* Data to use:
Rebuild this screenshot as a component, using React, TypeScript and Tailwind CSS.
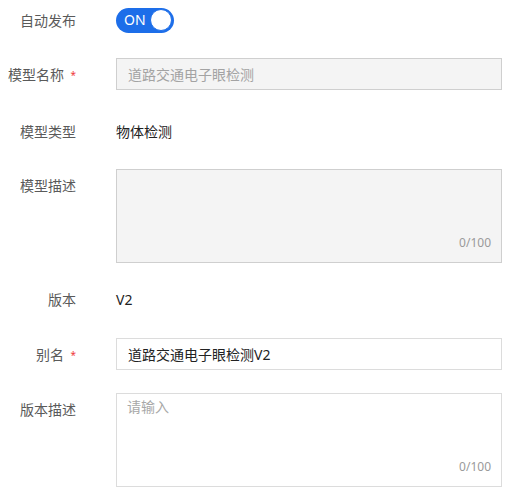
--
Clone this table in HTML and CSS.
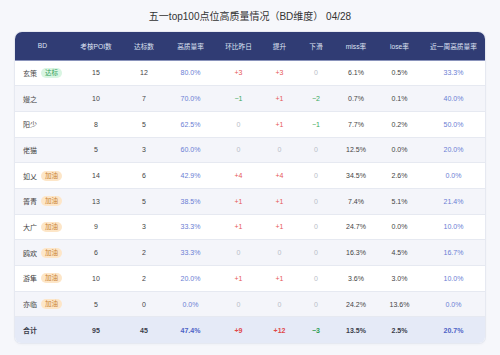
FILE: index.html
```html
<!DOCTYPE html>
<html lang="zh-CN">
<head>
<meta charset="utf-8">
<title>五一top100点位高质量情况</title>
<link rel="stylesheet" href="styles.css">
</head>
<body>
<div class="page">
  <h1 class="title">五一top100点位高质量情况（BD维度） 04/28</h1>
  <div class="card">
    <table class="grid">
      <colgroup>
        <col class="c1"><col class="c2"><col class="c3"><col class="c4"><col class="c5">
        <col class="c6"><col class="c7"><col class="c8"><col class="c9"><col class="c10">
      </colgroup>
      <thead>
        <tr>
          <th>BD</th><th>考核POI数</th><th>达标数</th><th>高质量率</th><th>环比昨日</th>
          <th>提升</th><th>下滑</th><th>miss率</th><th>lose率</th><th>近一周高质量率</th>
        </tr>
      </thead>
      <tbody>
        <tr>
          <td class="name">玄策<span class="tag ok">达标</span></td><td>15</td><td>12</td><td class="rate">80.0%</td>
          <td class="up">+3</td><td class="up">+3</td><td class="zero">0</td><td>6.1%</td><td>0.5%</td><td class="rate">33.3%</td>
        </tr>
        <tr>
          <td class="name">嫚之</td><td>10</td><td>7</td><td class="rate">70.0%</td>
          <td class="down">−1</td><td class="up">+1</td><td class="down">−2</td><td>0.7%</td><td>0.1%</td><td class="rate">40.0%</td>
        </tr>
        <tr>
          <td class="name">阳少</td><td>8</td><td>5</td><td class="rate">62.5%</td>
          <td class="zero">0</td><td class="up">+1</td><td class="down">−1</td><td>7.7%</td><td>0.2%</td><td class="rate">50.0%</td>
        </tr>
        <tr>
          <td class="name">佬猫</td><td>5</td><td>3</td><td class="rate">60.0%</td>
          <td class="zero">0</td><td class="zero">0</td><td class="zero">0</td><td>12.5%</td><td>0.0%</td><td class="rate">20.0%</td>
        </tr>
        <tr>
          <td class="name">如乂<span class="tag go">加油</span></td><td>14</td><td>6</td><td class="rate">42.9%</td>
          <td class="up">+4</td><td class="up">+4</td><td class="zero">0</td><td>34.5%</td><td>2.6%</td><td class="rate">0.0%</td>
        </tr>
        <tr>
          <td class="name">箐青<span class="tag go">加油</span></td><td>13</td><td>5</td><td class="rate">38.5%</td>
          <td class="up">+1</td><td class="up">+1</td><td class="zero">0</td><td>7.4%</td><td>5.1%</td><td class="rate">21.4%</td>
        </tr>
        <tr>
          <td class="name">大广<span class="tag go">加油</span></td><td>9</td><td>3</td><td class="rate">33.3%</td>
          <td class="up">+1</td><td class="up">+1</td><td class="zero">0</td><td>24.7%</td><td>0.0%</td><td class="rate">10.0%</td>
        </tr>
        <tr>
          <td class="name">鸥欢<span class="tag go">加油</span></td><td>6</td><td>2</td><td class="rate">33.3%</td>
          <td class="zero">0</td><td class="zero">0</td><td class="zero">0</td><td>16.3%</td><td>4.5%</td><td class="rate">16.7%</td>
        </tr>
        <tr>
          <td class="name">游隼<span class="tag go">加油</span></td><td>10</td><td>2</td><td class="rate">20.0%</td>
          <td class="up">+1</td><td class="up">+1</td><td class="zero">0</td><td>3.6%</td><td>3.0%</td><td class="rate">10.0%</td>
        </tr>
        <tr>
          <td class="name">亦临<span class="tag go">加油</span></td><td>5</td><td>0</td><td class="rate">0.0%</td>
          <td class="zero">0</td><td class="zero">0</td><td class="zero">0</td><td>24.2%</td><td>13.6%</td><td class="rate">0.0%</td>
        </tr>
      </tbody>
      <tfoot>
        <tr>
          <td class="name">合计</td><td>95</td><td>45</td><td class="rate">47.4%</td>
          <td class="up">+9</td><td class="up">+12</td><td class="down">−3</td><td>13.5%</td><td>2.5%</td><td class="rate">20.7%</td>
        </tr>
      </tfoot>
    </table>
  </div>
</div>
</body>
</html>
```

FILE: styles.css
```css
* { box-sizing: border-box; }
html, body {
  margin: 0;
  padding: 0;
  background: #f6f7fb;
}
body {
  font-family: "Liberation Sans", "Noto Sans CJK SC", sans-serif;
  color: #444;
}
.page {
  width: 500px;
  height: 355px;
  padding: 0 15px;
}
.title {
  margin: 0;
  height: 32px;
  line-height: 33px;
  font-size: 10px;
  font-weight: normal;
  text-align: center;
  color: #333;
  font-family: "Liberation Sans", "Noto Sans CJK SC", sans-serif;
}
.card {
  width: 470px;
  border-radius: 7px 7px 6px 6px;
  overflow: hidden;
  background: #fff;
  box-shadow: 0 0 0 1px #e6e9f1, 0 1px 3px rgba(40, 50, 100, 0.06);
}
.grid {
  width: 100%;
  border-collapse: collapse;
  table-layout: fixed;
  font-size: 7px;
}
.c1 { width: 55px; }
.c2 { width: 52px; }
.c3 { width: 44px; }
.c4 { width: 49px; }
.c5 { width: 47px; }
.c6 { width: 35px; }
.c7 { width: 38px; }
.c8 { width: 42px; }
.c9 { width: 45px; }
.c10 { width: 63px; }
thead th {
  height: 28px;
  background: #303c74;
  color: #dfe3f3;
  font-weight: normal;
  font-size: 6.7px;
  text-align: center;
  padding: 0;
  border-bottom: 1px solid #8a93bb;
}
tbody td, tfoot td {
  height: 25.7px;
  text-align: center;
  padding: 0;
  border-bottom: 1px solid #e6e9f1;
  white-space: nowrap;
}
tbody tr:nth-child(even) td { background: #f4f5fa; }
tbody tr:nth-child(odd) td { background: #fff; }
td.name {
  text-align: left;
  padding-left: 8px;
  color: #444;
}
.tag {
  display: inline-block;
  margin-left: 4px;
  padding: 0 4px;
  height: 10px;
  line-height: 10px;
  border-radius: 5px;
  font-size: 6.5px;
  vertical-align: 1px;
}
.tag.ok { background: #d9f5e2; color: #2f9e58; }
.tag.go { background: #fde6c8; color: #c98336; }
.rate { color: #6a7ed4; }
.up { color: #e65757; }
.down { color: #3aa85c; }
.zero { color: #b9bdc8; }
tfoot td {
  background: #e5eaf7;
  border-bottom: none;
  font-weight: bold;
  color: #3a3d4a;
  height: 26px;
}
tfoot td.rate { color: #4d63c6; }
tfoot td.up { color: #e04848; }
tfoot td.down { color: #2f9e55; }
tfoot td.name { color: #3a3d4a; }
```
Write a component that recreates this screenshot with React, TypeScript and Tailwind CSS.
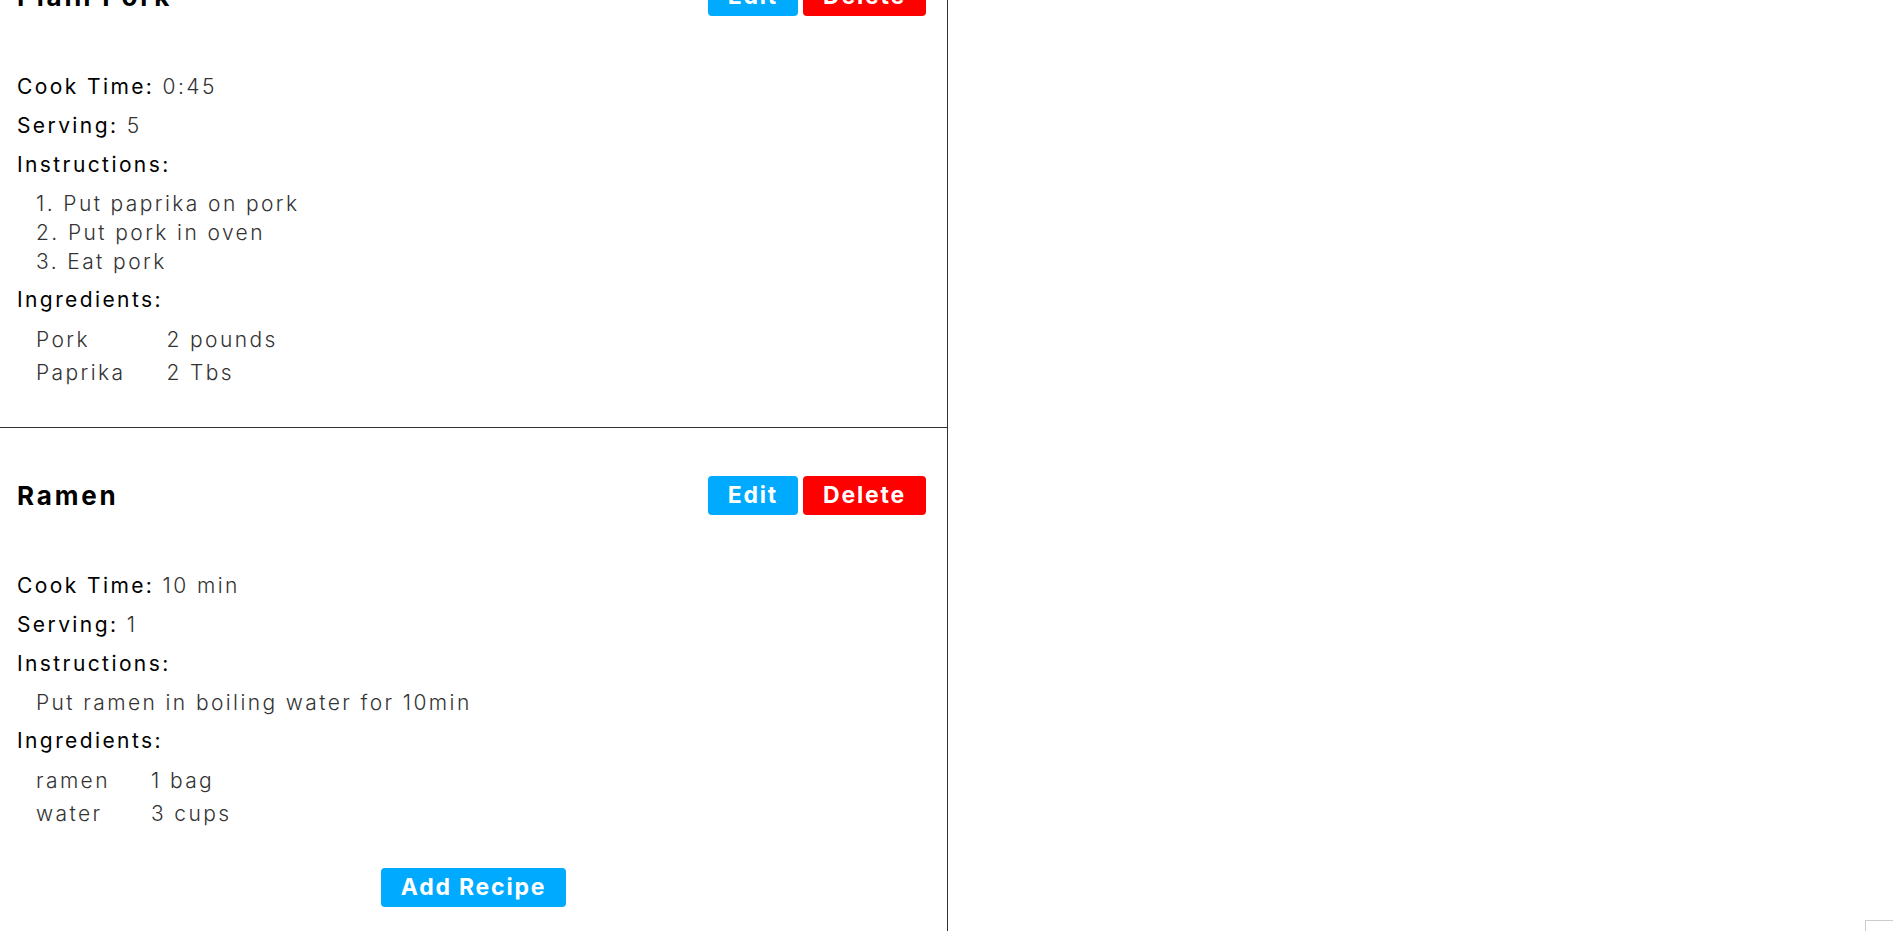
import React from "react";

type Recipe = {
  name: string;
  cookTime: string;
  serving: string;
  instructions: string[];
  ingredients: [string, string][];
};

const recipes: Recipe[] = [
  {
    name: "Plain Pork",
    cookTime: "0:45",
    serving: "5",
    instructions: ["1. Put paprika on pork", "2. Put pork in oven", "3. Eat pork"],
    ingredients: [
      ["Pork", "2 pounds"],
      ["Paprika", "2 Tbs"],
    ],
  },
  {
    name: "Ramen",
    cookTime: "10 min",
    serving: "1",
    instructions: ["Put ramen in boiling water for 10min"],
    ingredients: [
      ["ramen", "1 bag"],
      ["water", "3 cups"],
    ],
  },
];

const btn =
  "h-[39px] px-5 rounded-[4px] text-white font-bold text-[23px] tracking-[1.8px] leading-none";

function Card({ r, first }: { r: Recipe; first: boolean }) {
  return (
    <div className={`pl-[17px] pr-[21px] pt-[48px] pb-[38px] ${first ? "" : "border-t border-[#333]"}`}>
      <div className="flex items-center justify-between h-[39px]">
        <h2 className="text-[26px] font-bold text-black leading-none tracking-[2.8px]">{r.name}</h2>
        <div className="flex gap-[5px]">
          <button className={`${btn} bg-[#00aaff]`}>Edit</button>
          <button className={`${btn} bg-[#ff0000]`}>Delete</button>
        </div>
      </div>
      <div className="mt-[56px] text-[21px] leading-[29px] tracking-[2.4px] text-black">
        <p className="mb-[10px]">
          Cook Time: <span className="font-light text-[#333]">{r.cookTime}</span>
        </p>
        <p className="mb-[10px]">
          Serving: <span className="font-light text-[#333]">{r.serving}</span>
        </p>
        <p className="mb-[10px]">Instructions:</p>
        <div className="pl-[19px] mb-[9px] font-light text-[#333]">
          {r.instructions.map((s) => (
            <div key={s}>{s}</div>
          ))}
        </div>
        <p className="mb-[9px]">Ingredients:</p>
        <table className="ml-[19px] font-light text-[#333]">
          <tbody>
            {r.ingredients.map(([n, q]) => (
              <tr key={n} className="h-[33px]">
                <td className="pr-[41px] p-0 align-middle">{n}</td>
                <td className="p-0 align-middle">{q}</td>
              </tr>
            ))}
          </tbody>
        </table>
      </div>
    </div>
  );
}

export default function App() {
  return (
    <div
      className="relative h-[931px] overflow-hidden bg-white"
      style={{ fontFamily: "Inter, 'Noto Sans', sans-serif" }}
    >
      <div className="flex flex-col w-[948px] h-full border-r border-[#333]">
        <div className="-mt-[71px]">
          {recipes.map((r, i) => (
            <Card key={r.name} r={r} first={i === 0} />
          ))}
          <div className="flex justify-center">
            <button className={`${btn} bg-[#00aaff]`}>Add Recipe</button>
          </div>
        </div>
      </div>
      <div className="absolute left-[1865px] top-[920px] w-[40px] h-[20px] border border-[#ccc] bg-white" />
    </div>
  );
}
==
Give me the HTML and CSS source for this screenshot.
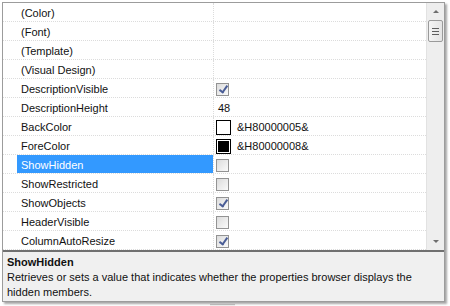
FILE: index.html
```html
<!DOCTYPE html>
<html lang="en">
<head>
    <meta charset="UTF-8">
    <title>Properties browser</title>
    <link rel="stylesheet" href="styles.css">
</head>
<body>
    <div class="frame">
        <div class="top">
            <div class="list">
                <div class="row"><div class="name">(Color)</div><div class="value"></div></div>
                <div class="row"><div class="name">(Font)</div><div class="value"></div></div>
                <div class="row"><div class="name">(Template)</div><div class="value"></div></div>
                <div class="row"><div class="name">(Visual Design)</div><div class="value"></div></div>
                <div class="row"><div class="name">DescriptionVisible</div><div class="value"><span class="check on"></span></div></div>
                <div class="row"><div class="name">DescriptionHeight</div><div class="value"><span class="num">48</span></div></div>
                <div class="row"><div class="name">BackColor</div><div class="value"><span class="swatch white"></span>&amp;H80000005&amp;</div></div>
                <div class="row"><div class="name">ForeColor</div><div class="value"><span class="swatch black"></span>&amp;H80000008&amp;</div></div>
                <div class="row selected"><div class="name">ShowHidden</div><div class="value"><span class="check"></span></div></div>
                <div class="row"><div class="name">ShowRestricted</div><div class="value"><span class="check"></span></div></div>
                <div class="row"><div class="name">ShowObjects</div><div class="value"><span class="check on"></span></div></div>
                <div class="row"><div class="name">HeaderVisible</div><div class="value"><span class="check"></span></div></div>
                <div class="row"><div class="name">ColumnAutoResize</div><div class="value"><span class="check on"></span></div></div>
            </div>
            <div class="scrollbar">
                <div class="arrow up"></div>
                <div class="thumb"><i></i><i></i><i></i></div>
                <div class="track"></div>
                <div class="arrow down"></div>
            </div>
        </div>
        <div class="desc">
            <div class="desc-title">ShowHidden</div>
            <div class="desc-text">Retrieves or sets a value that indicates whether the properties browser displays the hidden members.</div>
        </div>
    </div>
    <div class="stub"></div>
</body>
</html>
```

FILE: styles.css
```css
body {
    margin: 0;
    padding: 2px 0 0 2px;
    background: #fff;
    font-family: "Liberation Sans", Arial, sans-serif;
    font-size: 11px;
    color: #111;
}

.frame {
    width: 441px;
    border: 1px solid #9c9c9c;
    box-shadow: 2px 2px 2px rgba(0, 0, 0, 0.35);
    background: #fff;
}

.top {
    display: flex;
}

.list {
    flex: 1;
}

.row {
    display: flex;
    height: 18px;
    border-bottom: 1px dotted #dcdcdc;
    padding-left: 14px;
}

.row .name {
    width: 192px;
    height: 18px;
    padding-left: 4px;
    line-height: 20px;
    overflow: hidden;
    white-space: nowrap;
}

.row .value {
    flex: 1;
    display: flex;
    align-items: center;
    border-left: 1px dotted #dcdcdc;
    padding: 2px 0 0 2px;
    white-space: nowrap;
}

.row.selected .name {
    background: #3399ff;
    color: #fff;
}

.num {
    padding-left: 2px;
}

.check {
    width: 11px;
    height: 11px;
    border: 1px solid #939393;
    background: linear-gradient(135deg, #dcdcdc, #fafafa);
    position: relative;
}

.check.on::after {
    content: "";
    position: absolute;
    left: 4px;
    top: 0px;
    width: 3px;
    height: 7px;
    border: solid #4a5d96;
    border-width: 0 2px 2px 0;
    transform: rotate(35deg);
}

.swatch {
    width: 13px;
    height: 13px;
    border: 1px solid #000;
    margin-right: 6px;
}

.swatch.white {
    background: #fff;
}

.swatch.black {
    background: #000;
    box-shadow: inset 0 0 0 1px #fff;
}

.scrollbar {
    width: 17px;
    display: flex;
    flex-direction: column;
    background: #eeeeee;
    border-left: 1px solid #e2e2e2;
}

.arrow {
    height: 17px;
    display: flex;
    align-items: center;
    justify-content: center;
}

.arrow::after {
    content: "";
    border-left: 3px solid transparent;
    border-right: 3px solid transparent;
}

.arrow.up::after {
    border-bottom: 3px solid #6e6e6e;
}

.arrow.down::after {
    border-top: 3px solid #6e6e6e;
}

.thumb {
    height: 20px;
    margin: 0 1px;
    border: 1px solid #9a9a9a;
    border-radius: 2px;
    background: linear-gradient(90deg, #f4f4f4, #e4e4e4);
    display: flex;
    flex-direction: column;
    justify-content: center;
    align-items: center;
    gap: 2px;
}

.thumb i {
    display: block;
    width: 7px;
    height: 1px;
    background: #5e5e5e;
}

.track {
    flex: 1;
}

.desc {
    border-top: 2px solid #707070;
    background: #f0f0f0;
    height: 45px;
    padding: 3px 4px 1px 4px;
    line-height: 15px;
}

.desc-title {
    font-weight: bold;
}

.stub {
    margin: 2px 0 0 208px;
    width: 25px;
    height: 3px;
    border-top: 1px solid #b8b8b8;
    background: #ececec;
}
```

* Required work: Scan the listing above for the word "table" and copy every line that holds it.

* Task solution:
Clone this table in HTML and CSS.
    <table class="grid">
    </table>
  table-layout: fixed;
        <table className="ml-[19px] font-light text-[#333]">
        </table>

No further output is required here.